All of the listing below must be repeated word for word. Pictures are the only thing to omit.
# # # # #
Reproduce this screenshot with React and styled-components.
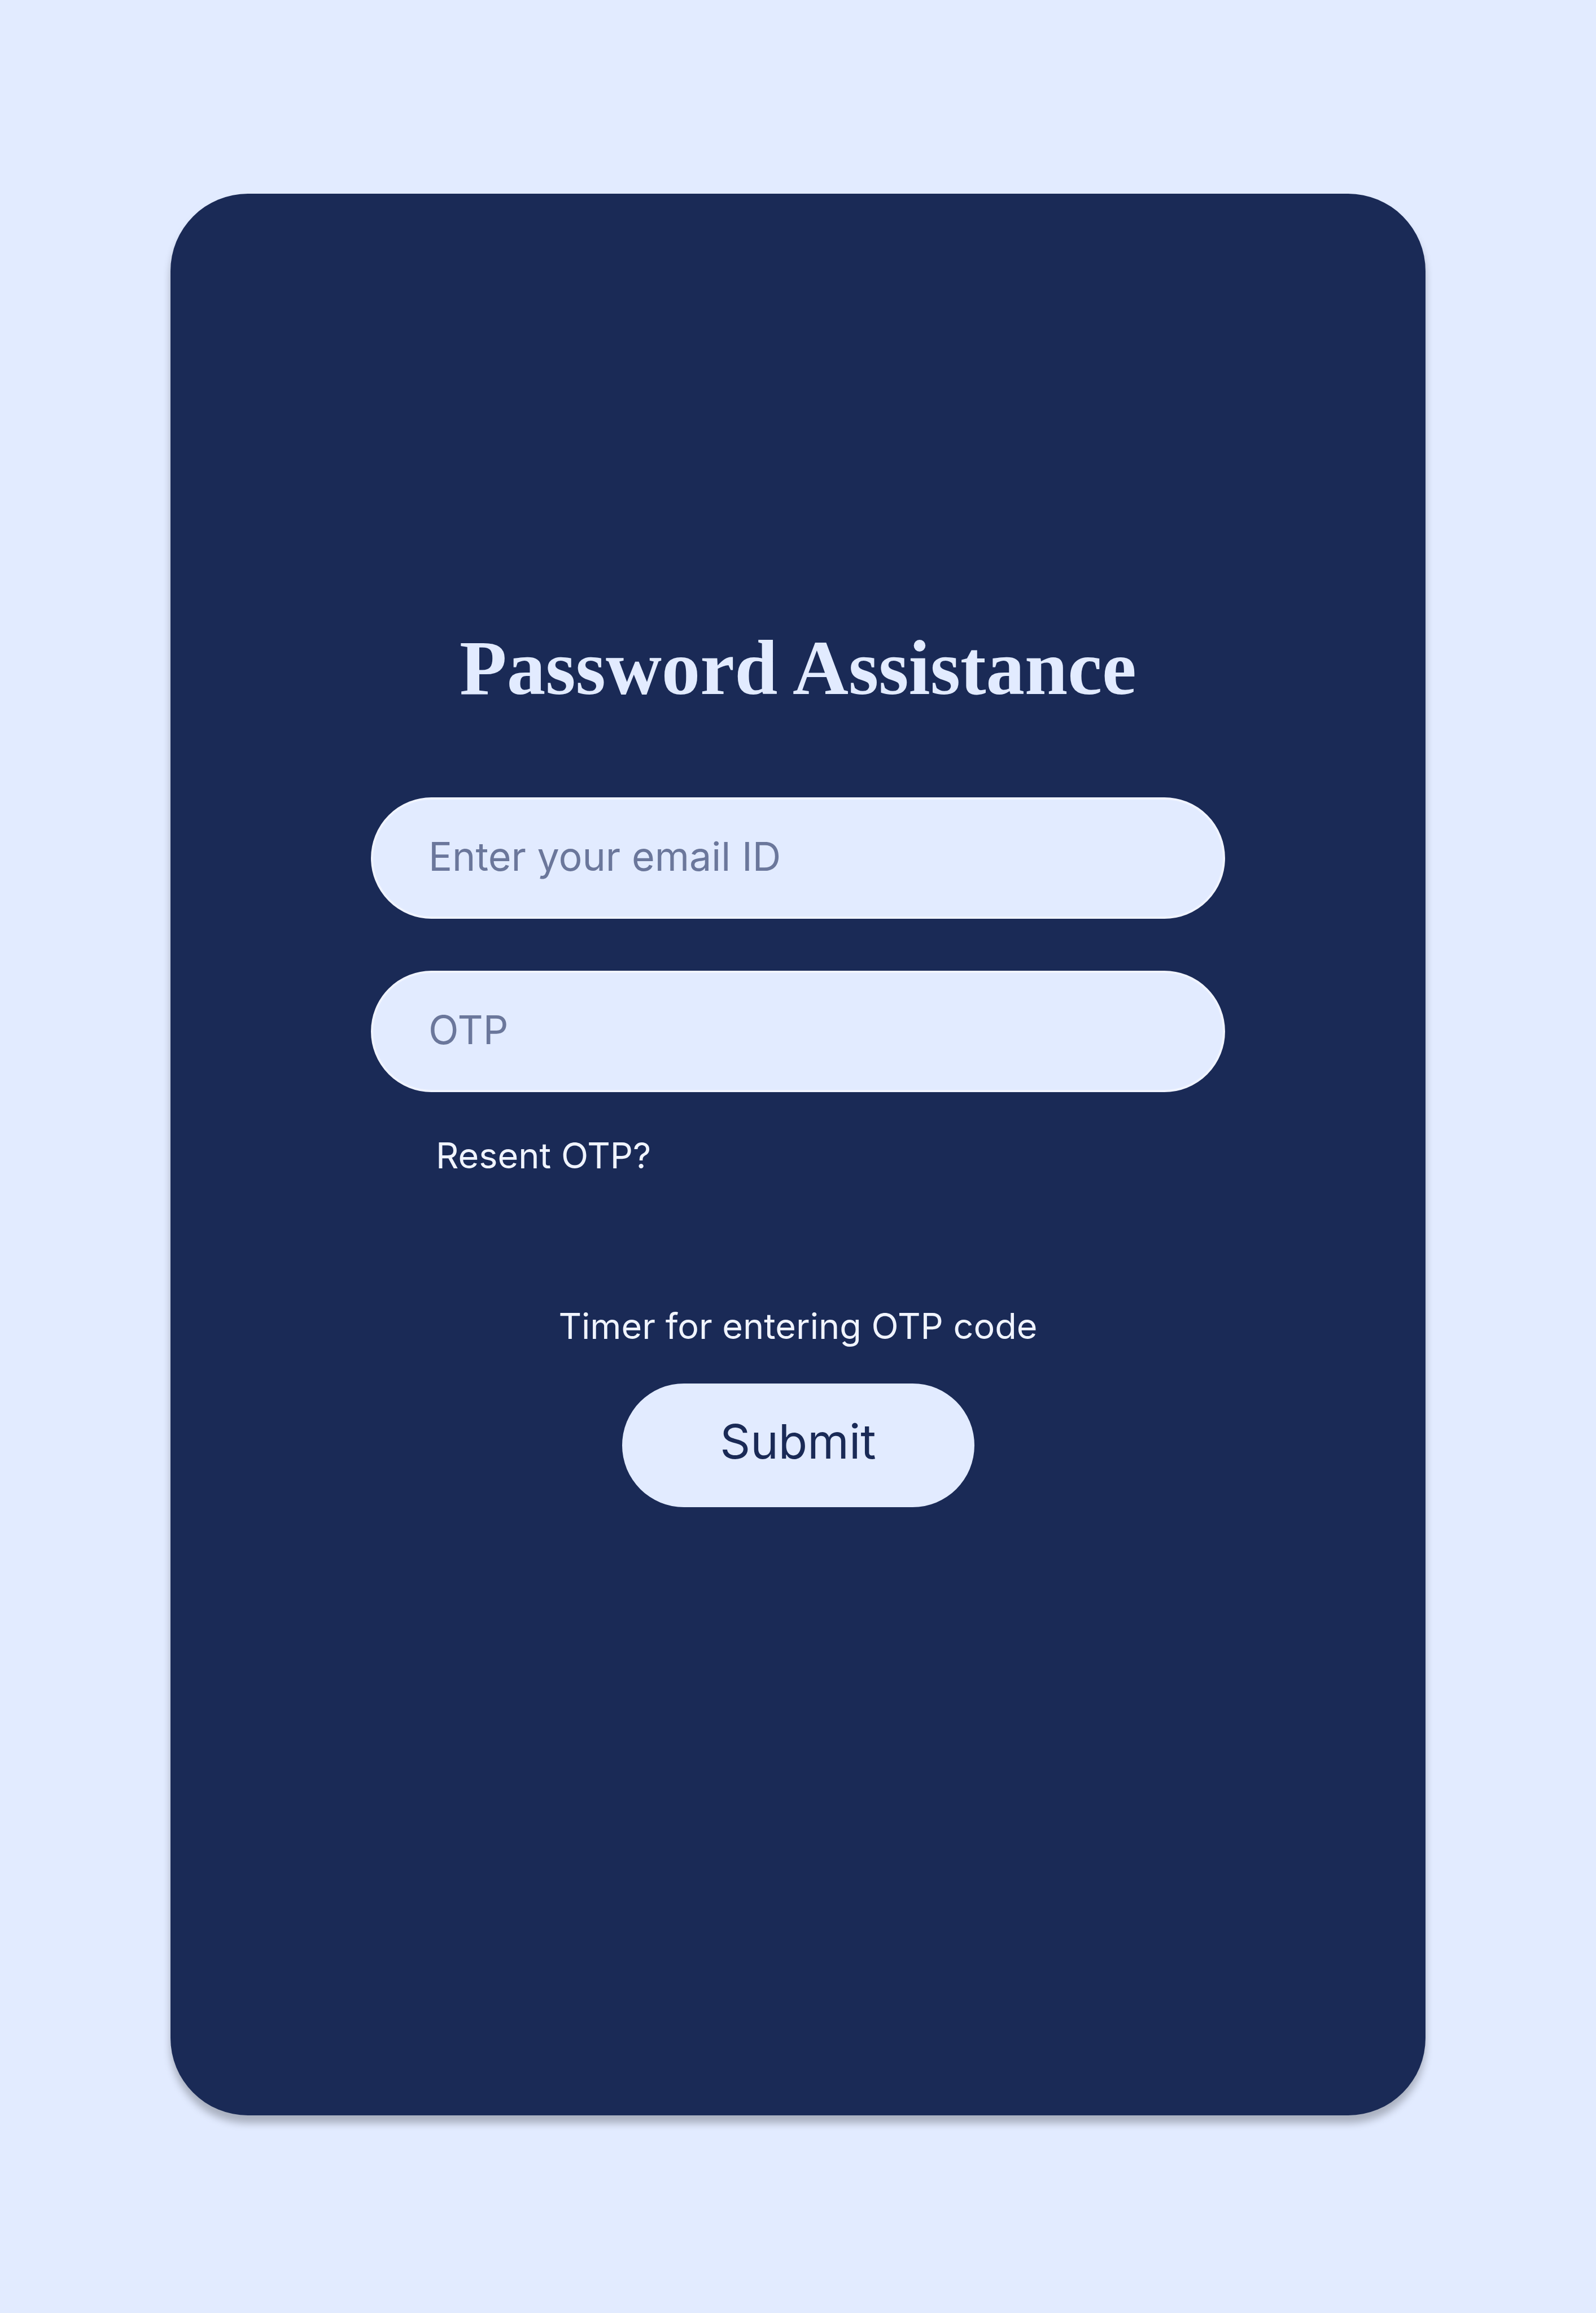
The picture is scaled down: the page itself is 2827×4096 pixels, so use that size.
import React from 'react';
import styled, { createGlobalStyle } from 'styled-components';

const color = {
  sky: '#e2ebff',
  navy: '#1a2a56',
  frost: '#f0f4ff',
  hint: '#6b779b',
};

const sans = '"Inter", "Open Sans", sans-serif';

const GlobalStyle = createGlobalStyle`
  *, *::before, *::after { box-sizing: border-box; }
  body { margin: 0; background: ${color.sky}; }
`;

const Page = styled.main`
  display: flex;
  min-height: 100vh;
  padding: 343px 302px 350px;
  background: ${color.sky};
`;

const Card = styled.section`
  flex: 1;
  display: flex;
  flex-direction: column;
  padding: 764px 355px 355px;
  border-radius: 137px;
  background: ${color.navy};
  box-shadow: 0 14px 14px rgba(0, 0, 0, 0.25);
`;

const Title = styled.h1`
  margin: 0 0 153px;
  color: ${color.sky};
  font: 700 137px/152px "Liberation Serif", "Times New Roman", serif;
  text-align: center;
`;

const Form = styled.form`
  display: flex;
  flex-direction: column;
  align-items: center;
`;

const Fields = styled.div`
  display: grid;
  gap: 92px;
  width: 100%;
`;

const Field = styled.input`
  width: 100%;
  height: 215px;
  padding: 0 98px 6px;
  border: 4px solid ${color.frost};
  border-radius: 108px;
  outline: none;
  background: ${color.sky};
  color: ${color.navy};
  font: 400 70px ${sans};

  &::placeholder {
    color: ${color.hint};
    opacity: 1;
  }
`;

const ResendLink = styled.a`
  align-self: flex-start;
  margin: 74px 115px 226px;
  color: ${color.frost};
  font: 400 63px/76px ${sans};
  text-decoration: none;
`;

const TimerNote = styled.p`
  margin: 0 0 64px;
  color: ${color.frost};
  font: 400 63px/76px ${sans};
`;

const SubmitButton = styled.button`
  width: 624px;
  height: 219px;
  padding: 0 0 14px;
  border: 0;
  border-radius: 110px;
  background: ${color.sky};
  color: ${color.navy};
  font: 400 84px ${sans};
  cursor: pointer;
`;

export default function App() {
  return (
    <>
      <GlobalStyle />
      <Page>
        <Card>
          <Title>Password Assistance</Title>
          <Form onSubmit={(event) => event.preventDefault()}>
            <Fields>
              <Field
                type="email"
                name="email"
                aria-label="Enter your email ID"
                placeholder="Enter your email ID"
              />
              <Field
                type="text"
                name="otp"
                inputMode="numeric"
                aria-label="OTP"
                placeholder="OTP"
              />
            </Fields>
            <ResendLink href="#resend">Resent OTP?</ResendLink>
            <TimerNote>Timer for entering OTP code</TimerNote>
            <SubmitButton type="submit">Submit</SubmitButton>
          </Form>
        </Card>
      </Page>
    </>
  );
}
# # # # #
**COMPLETE OUTPUT:**
Reproduce this screenshot with React and styled-components.
The picture is scaled down: the page itself is 2827×4096 pixels, so use that size.
import React from 'react';
import styled, { createGlobalStyle } from 'styled-components';

const color = {
  sky: '#e2ebff',
  navy: '#1a2a56',
  frost: '#f0f4ff',
  hint: '#6b779b',
};

const sans = '"Inter", "Open Sans", sans-serif';

const GlobalStyle = createGlobalStyle`
  *, *::before, *::after { box-sizing: border-box; }
  body { margin: 0; background: ${color.sky}; }
`;

const Page = styled.main`
  display: flex;
  min-height: 100vh;
  padding: 343px 302px 350px;
  background: ${color.sky};
`;

const Card = styled.section`
  flex: 1;
  display: flex;
  flex-direction: column;
  padding: 764px 355px 355px;
  border-radius: 137px;
  background: ${color.navy};
  box-shadow: 0 14px 14px rgba(0, 0, 0, 0.25);
`;

const Title = styled.h1`
  margin: 0 0 153px;
  color: ${color.sky};
  font: 700 137px/152px "Liberation Serif", "Times New Roman", serif;
  text-align: center;
`;

const Form = styled.form`
  display: flex;
  flex-direction: column;
  align-items: center;
`;

const Fields = styled.div`
  display: grid;
  gap: 92px;
  width: 100%;
`;

const Field = styled.input`
  width: 100%;
  height: 215px;
  padding: 0 98px 6px;
  border: 4px solid ${color.frost};
  border-radius: 108px;
  outline: none;
  background: ${color.sky};
  color: ${color.navy};
  font: 400 70px ${sans};

  &::placeholder {
    color: ${color.hint};
    opacity: 1;
  }
`;

const ResendLink = styled.a`
  align-self: flex-start;
  margin: 74px 115px 226px;
  color: ${color.frost};
  font: 400 63px/76px ${sans};
  text-decoration: none;
`;

const TimerNote = styled.p`
  margin: 0 0 64px;
  color: ${color.frost};
  font: 400 63px/76px ${sans};
`;

const SubmitButton = styled.button`
  width: 624px;
  height: 219px;
  padding: 0 0 14px;
  border: 0;
  border-radius: 110px;
  background: ${color.sky};
  color: ${color.navy};
  font: 400 84px ${sans};
  cursor: pointer;
`;

export default function App() {
  return (
    <>
      <GlobalStyle />
      <Page>
        <Card>
          <Title>Password Assistance</Title>
          <Form onSubmit={(event) => event.preventDefault()}>
            <Fields>
              <Field
                type="email"
                name="email"
                aria-label="Enter your email ID"
                placeholder="Enter your email ID"
              />
              <Field
                type="text"
                name="otp"
                inputMode="numeric"
                aria-label="OTP"
                placeholder="OTP"
              />
            </Fields>
            <ResendLink href="#resend">Resent OTP?</ResendLink>
            <TimerNote>Timer for entering OTP code</TimerNote>
            <SubmitButton type="submit">Submit</SubmitButton>
          </Form>
        </Card>
      </Page>
    </>
  );
}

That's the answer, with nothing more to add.